La ley de liberalización económica de Emmanuel Macron, nuevo ministro de Economía en el gobierno de Manuel Valls, ya cuenta con la oposición de la izquierda francesa, incluyendo a miembros destacados del gobernante Partido Socialista (PS). Aunque no se ha atrevido a eliminar la semana laboral de 35 horas, Macron ha propuesto varias medidas controvertidas, como el permiso de venta para comercios los domingos y la apertura a la competencia de profesiones –notarios, farmacéuticos– que considera ancladas en el «corporativismo». Pero la iniciativa no representa un giro en la política económica de Francia, sino el continuismo con un programa de austeridad y liberalización que emprendió a principios de 2014, exigido, en gran medida, por Alemania.
En enero, François Hollande anunciaba una reorientación de la política económica que el ministro de Hacienda (ahora comisario europeo de Economía y Finanzas), Pierre Moscovici, valoró como un “giro copernicano”. Las medidas incluían un recorte de 50.000 millones de euros en el gasto público, la reducción del déficit al 3,6% en 2014 y al 3% de 2015 en adelante, y un pacto con las principales empresas del país para lograr más empleos a cambio de menos regulación e impuestos. En abril, con el nombramiento de Valls como primer ministro, se consolidaba la nueva orientación del gobierno. Valls reforzó el plan de austeridad bajo el lema manido de que los franceses han vivido “por encima de sus posibilidades”. Cuatro meses después dimitía Arnaud Montebourg, ministro de Economía y referente de peso en el ala izquierda del PS. Desde entonces el partido gobernante permanece profundamente dividido.
La situación es comprensible. Hollande accedió al cargo prometiendo una salida alternativa de la crisis, basada en una ampliación de la capacidad recaudatoria del Estado francés. A día de hoy queda poco o nada de ese programa, pero la austeridad no está dando sus frutos. El déficit de Francia será del 4,3% en 2014, y no bajará al 3% que exige el Pacto de Estabilidad y Crecimiento antes de 2017. Para evitar ser multado por las autoridades europeas, el gobierno francés necesitaría realizar aún más recortes. Pero esos recortes, al reducir el crecimiento económico del país (0,4% en 2014), dificultan el pago de la deuda… y obligarían a realizar más recortes. Como señala Joaquín Estefanía, el problema de Francia no es de endeudamiento, sino de estancamiento.
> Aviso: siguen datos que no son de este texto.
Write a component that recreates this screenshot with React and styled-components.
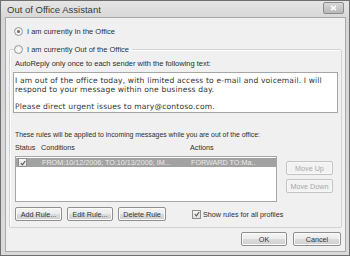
import React from "react"
import styled, { createGlobalStyle } from "styled-components"

const GlobalStyle = createGlobalStyle`
  html, body {
    margin: 0;
    padding: 0;
    background: #ffffff;
  }
  body {
    font-family: "Liberation Sans", Arial, sans-serif;
    color: #2e2e2e;
  }
`

const Window = styled.div`
  width: 350px;
  height: 256px;
  box-sizing: border-box;
  border: 1px solid #6f6f6f;
  background: linear-gradient(#e6e6e6, #d6d6d6 18px, #dadada);
  display: flex;
  flex-direction: column;
  padding: 0 3px 3px 4px;
`
const TitleBar = styled.div`
  height: 16px;
  display: flex;
  align-items: center;
  justify-content: space-between;
  padding: 0 2px 0 2px;
`
const Title = styled.span`
  font-size: 9.5px;
  color: #3a3a3a;
`
const CloseButton = styled.div`
  width: 19px;
  height: 10px;
  margin-top: -2px;
  border: 1px solid #8c8c8c;
  border-radius: 2px;
  background: linear-gradient(#d8d8d8, #b8b8b8);
  display: flex;
  align-items: center;
  justify-content: center;
`
const Client = styled.div`
  flex: 1;
  border: 1px solid #a9a9a9;
  background: #f0f0f0;
  display: flex;
  flex-direction: column;
  padding: 8px 3px 4px 3px;
`
const OptionRow = styled.label`
  height: 10px;
  display: flex;
  align-items: center;
  gap: 4px;
  font-size: 7.5px;
  padding-left: ${p => p.$indent || 0}px;
`
const Radio = styled.span`
  width: 7px;
  height: 7px;
  border-radius: 50%;
  border: 1px solid #9a9a9a;
  background: radial-gradient(circle, #ffffff, #e2e2e2);
  display: flex;
  align-items: center;
  justify-content: center;
  &::after {
    content: "";
    width: 3px;
    height: 3px;
    border-radius: 50%;
    background: ${p => (p.$checked ? "#6a6a6a" : "transparent")};
  }
`
const Group = styled.fieldset`
  margin: 8px 0 0 0;
  border: 1px solid #d2d2d2;
  box-shadow: inset 1px 1px 0 #ffffff;
  border-radius: 2px;
  padding: 4px 3px 6px 3px;
  display: flex;
  flex-direction: column;
  min-width: 0;
`
const Legend = styled.legend`
  padding: 0 3px 0 0;
  margin-left: 1px;
`
const Text = styled.div`
  height: 10px;
  display: flex;
  align-items: center;
  font-size: ${p => p.$size || 7.2}px;
  padding-left: 2px;
  margin-top: ${p => p.$mt || 0}px;
  white-space: nowrap;
`
const MessageBox = styled.div`
  margin-top: 4px;
  height: 41px;
  box-sizing: border-box;
  border: 1px solid #a6a6a6;
  background: #ffffff;
  padding: 4px 1px 0 1px;
  font-family: "DejaVu Sans", Verdana, sans-serif;
  font-size: 7.6px;
  line-height: 8.6px;
  letter-spacing: 0.15px;
  white-space: nowrap;
  overflow: hidden;
  color: #333;
`
const Headers = styled.div`
  margin-top: 3px;
  height: 10px;
  display: grid;
  grid-template-columns: 26px 149px 1fr;
  align-items: center;
  font-size: 7.2px;
  padding-left: 2px;
`
const RulesArea = styled.div`
  margin-top: 4px;
  display: flex;
  padding-left: 2px;
  gap: 9px;
`
const RuleList = styled.div`
  width: 262px;
  height: 46px;
  box-sizing: border-box;
  border: 1px solid #a6a6a6;
  background: #ffffff;
  padding: 1px 0 0 0;
`
const RuleRow = styled.div`
  height: 9px;
  display: grid;
  grid-template-columns: 26px 149px 1fr;
  align-items: center;
  background: ${p => (p.$selected ? "#a2a2a2" : "transparent")};
  color: ${p => (p.$selected ? "#ececec" : "#333")};
  font-size: 7.2px;
  white-space: nowrap;
  overflow: hidden;
`
const CheckBox = styled.span`
  width: 7px;
  height: 7px;
  border: 1px solid #8e8e8e;
  background: linear-gradient(#f6f6f6, #e0e0e0);
  margin-left: ${p => p.$ml || 0}px;
  display: flex;
  align-items: center;
  justify-content: center;
`
const SideButtons = styled.div`
  display: flex;
  flex-direction: column;
  gap: 4px;
  padding-top: 5px;
`
const Button = styled.div`
  width: ${p => p.$w}px;
  height: 14px;
  box-sizing: border-box;
  border: 1px solid ${p => (p.$disabled ? "#c4c4c4" : "#8f8f8f")};
  border-radius: 2px;
  background: ${p =>
    p.$disabled
      ? "#f2f2f2"
      : "linear-gradient(#f4f4f4 0%, #ebebeb 50%, #dcdcdc 51%, #cfcfcf 100%)"};
  box-shadow: inset 0 0 0 1px ${p => (p.$disabled ? "#f7f7f7" : "#fbfbfb")};
  color: ${p => (p.$disabled ? "#a8a8a8" : "#333")};
  font-size: 7.2px;
  display: flex;
  align-items: center;
  justify-content: center;
  white-space: nowrap;
`
const ButtonRow = styled.div`
  margin-top: 5px;
  display: flex;
  align-items: center;
  gap: 5px;
  padding-left: 2px;
`
const ProfilesOption = styled.label`
  margin-left: 21px;
  display: flex;
  align-items: center;
  gap: 2px;
  font-size: 7.2px;
  white-space: nowrap;
`
const Footer = styled.div`
  margin-top: 4px;
  display: flex;
  justify-content: flex-end;
  gap: 6px;
  padding-right: 1px;
`

const Check = () => (
  <svg width="6" height="6" viewBox="0 0 6 6">
    <path d="M0.8 3.2 L2.4 4.8 L5.2 1" fill="none" stroke="#555" strokeWidth="1.1" />
  </svg>
)

const OutOfOfficeAssistant = () => {
  return (
    <Window>
      <TitleBar>
        <Title>Out of Office Assistant</Title>
        <CloseButton>
          <svg width="7" height="6" viewBox="0 0 7 6">
            <path d="M1 0.8 L6 5.2 M6 0.8 L1 5.2" stroke="#ffffff" strokeWidth="1.6" />
          </svg>
        </CloseButton>
      </TitleBar>
      <Client>
        <OptionRow $indent={5}>
          <Radio $checked />
          I am currently In the Office
        </OptionRow>
        <Group>
          <Legend>
            <OptionRow>
              <Radio />
              I am currently Out of the Office
            </OptionRow>
          </Legend>
          <Text $size={7.5}>AutoReply only once to each sender with the following text:</Text>
          <MessageBox>
            I am out of the office today, with limited access to e-mail and voicemail. I will
            <br />
            respond to your message within one business day.
            <br />
            <br />
            Please direct urgent issues to mary@contoso.com.
          </MessageBox>
          <Text $mt={16} $size={6.9}>
            These rules will be applied to incoming messages while you are out of the office:
          </Text>
          <Headers>
            <span>Status</span>
            <span>Conditions</span>
            <span>Actions</span>
          </Headers>
          <RulesArea>
            <RuleList>
              <RuleRow $selected>
                <CheckBox $ml={2}>
                  <Check />
                </CheckBox>
                <span>FROM:10/12/2006; TO:10/13/2006; IM...</span>
                <span>FORWARD TO:Ma..</span>
              </RuleRow>
            </RuleList>
            <SideButtons>
              <Button $w={47} $disabled>Move Up</Button>
              <Button $w={47} $disabled>Move Down</Button>
            </SideButtons>
          </RulesArea>
          <ButtonRow>
            <Button $w={47}>Add Rule...</Button>
            <Button $w={46}>Edit Rule...</Button>
            <Button $w={48}>Delete Rule</Button>
            <ProfilesOption>
              <CheckBox>
                <Check />
              </CheckBox>
              Show rules for all profiles
            </ProfilesOption>
          </ButtonRow>
        </Group>
        <Footer>
          <Button $w={46}>OK</Button>
          <Button $w={48}>Cancel</Button>
        </Footer>
      </Client>
    </Window>
  )
}

export default function App() {
  return (
    <>
      <GlobalStyle />
      <OutOfOfficeAssistant />
    </>
  )
}
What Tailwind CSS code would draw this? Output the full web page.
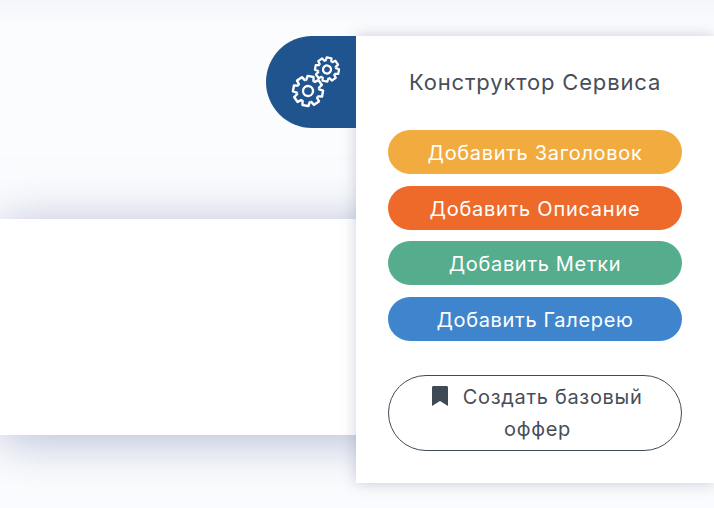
<!DOCTYPE html>
<html lang="en">
  <head>
    <meta charset="UTF-8" />
    <meta name="viewport" content="width=device-width, initial-scale=1.0" />
    <title>Конструктор Сервиса</title>
    <script src="https://cdn.jsdelivr.net/npm/@tailwindcss/browser@4"></script>
  </head>

  <body>
    <div class="relative h-[508px] w-[714px] overflow-hidden bg-[#fbfcfe] font-['Inter','Open_Sans',sans-serif]">
      <!-- top fade -->
      <div class="h-[28px] w-full bg-gradient-to-b from-[#f5f6fa] to-[#fbfcfe]"></div>

      <!-- page card -->
      <div class="h-[216px] mt-[191px] w-full bg-white shadow-[0_5px_46px_rgba(145,153,195,0.68)]"></div>

      <!-- constructor panel -->
      <div class="absolute left-[356px] top-[36px] w-[358px] h-[447px] bg-white px-8 shadow-[0_0_14px_rgba(60,70,100,0.25)]">
        <!-- tab -->
        <div class="absolute left-[-90px] top-0 w-[90px] h-[92px] rounded-l-[46px] bg-[#20548f] flex items-center justify-center">
          <svg width="90" height="92" viewBox="0 0 90 92" fill="none" stroke="white" stroke-width="2.4" stroke-linejoin="round">
            <defs>
              <g id="gear">
                <path id="tooth" d="M-4.300-10.400L-3.600-10.800L-3-14.800H3L3.600-10.800L4.300-10.400" />
                <use href="#tooth" transform="rotate(45)" />
                <use href="#tooth" transform="rotate(90)" />
                <use href="#tooth" transform="rotate(135)" />
                <use href="#tooth" transform="rotate(180)" />
                <use href="#tooth" transform="rotate(225)" />
                <use href="#tooth" transform="rotate(270)" />
                <use href="#tooth" transform="rotate(315)" />
              </g>
            </defs>
            <g transform="translate(42 55) rotate(10)">
              <use href="#gear" />
              <circle r="5" />
            </g>
            <g transform="translate(61 33.500) rotate(10) scale(0.8)" stroke-width="2.800">
              <use href="#gear" />
              <circle r="5" />
            </g>
          </svg>
        </div>

        <h2 class="mt-[33px] h-[27px] text-center text-[22px] leading-[27px] tracking-[0.84px] text-[#474e58] whitespace-nowrap">Конструктор Сервиса</h2>

        <div class="mt-[34px] flex flex-col gap-[11.67px]">
          <button class="h-[44px] pt-[2px] rounded-full bg-[#f2ab3e] text-white text-[20px] tracking-[0.68px]">Добавить Заголовок</button>
          <button class="h-[44px] pt-[2px] rounded-full bg-[#ee6a2b] text-white text-[20px] tracking-[0.75px]">Добавить Описание</button>
          <button class="h-[44px] pt-[2px] rounded-full bg-[#55ad8d] text-white text-[20px] tracking-[0.68px]">Добавить Метки</button>
          <button class="h-[44px] pt-[2px] rounded-full bg-[#3f85cd] text-white text-[20px] tracking-[0.68px]">Добавить Галерею</button>
        </div>

        <button class="mt-[34px] w-full h-[76px] rounded-[38px] border border-[#3f4a56] pl-[21px] pr-4 text-[20px] leading-[32px] tracking-[0.68px] text-[#474e58]">
          <svg class="inline-block mr-[8px] mb-[5px]" width="16" height="20" viewBox="0 0 16 20">
            <path d="M0 1.500C0 .7.7 0 1.500 0h13c.8 0 1.500.7 1.500 1.500V20L8 15 0 20Z" fill="#3f4a56" />
          </svg>
          Создать базовый оффер
        </button>
      </div>
    </div>
  </body>
</html>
Aunque los bandazos del gobierno francés son un espectáculo recurrente, el contexto en que se realizan es preocupante. A nivel macroeconómico, la consolidación fiscal en Francia solo tiene sentido dentro de una Europa que realiza planes de estímulo. “Si nosotros recortamos el déficit en un 0,5%, los alemanes tendrían que estar endeudándose un 0,5% más”, observa un alto funcionario francés. Pero Angela Merkel no está dispuesta a realizar esa concesión. Ante esta cerrazón, sin embargo, París tiene poco que hacer. Como observa The Economist, el eje franco-alemán ha dejado de ser el motor de la Unión Europea, convirtiéndose en un concepto que sirve para “disimular la fuerza de Alemania y la debilidad de Francia”. La ausencia de un contrapeso a Berlín es perjudicial para la UE, especialmente cuando la política de recortes que exige ha demostrado ser en ocasiones un fracaso sin paliativos.
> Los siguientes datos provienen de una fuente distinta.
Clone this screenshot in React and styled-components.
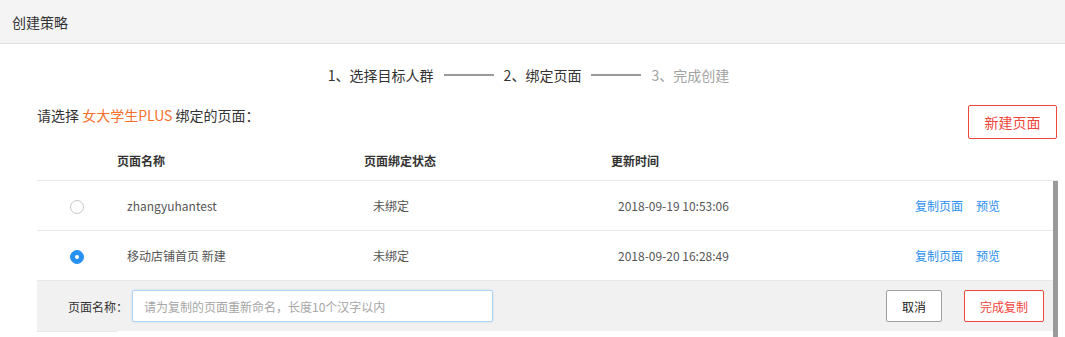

El único plan de estímulos en el horizonte es el que ha propuesto Jean Claude Juncker desde la Comisión Europea, pero se queda corto para el conjunto de la UE. Entretanto, la caída de Hollande, que cosecha las peores valoraciones de un presidente en la historia de la Quinta República, está causando una verdadera descomposición política del país. A día de hoy, Marine le Pen ganaría unas elecciones generales contra el presidente. La líder del xenófobo Frente Nacional no es el único esperpento en la derecha gala: Nicolas Sarkozy, que vuelve a la política imputado por corrupción y tráfico de influencias, se ha convertido en la esperanza del centro-derecha gracias a un discurso que rivaliza con el del FN en chovinismo.